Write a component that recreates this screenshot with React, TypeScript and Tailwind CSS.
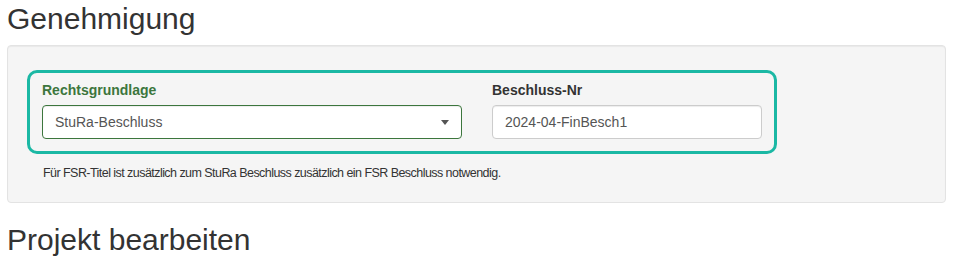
* * *
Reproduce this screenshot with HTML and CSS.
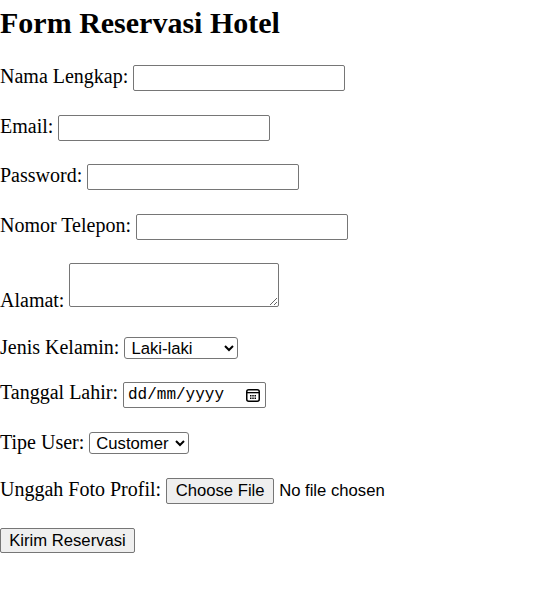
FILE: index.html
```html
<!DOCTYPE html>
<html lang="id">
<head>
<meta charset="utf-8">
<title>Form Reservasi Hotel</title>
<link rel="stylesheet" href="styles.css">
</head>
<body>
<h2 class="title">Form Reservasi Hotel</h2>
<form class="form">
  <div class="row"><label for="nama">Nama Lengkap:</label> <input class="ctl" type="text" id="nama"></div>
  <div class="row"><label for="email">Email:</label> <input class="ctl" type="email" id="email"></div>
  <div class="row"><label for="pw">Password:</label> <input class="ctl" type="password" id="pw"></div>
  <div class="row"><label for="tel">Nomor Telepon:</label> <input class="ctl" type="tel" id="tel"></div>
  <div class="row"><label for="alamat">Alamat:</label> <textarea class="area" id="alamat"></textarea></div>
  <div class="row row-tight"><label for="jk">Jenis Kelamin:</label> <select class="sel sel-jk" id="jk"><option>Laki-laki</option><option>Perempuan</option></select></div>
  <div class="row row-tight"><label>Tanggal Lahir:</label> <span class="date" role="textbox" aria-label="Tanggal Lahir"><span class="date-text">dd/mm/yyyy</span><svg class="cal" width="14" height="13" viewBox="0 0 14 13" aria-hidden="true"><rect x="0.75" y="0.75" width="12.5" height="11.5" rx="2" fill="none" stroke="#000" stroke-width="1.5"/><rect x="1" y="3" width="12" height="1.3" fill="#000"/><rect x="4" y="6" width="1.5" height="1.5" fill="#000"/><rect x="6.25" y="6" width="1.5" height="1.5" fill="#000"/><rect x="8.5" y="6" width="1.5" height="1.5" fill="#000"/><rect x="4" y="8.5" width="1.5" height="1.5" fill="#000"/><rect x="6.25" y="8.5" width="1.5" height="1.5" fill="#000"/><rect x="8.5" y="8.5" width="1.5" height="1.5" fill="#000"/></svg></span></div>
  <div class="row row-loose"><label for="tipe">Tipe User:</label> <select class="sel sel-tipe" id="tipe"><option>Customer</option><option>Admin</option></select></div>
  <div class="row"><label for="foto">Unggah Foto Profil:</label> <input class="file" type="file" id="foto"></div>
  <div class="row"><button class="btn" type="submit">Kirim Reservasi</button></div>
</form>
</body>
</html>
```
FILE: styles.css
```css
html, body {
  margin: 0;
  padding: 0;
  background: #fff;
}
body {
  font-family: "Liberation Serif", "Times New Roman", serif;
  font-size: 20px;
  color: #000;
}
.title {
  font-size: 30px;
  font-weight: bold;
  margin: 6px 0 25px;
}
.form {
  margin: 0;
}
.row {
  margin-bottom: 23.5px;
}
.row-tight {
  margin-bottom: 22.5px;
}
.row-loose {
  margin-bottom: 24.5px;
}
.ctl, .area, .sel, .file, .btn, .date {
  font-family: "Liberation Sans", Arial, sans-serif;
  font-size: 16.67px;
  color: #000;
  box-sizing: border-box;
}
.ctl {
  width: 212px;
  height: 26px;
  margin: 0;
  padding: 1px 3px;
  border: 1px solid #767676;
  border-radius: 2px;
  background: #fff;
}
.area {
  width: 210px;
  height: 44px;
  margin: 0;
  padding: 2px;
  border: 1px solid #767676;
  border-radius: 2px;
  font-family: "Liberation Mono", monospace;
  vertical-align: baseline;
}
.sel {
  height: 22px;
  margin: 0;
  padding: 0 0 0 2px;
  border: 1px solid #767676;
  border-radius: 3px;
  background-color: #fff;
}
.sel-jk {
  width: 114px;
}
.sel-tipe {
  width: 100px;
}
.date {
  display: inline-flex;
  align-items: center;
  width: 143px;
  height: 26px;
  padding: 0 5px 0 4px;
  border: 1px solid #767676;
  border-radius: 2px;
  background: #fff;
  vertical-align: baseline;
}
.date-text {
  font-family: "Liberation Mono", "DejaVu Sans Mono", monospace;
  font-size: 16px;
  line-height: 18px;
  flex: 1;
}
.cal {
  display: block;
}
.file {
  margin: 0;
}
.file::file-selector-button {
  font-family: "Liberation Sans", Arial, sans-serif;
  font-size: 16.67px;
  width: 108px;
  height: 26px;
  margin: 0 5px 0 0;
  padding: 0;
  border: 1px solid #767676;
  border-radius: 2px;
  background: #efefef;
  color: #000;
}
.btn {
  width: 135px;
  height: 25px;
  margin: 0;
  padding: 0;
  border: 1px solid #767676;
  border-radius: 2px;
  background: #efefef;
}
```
--
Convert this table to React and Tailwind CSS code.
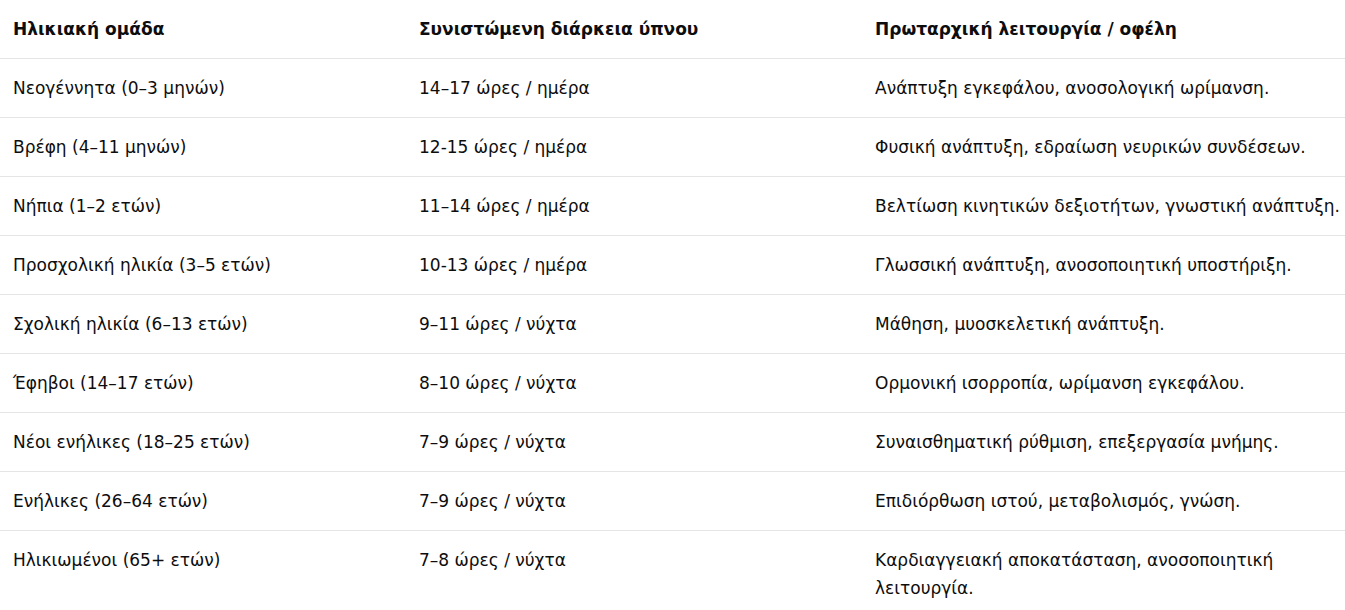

# Task
Using the records given above, list every line that includes the word "Tailwind".

# Task solution
Write a component that recreates this screenshot with React, TypeScript and Tailwind CSS.
Convert this table to React and Tailwind CSS code.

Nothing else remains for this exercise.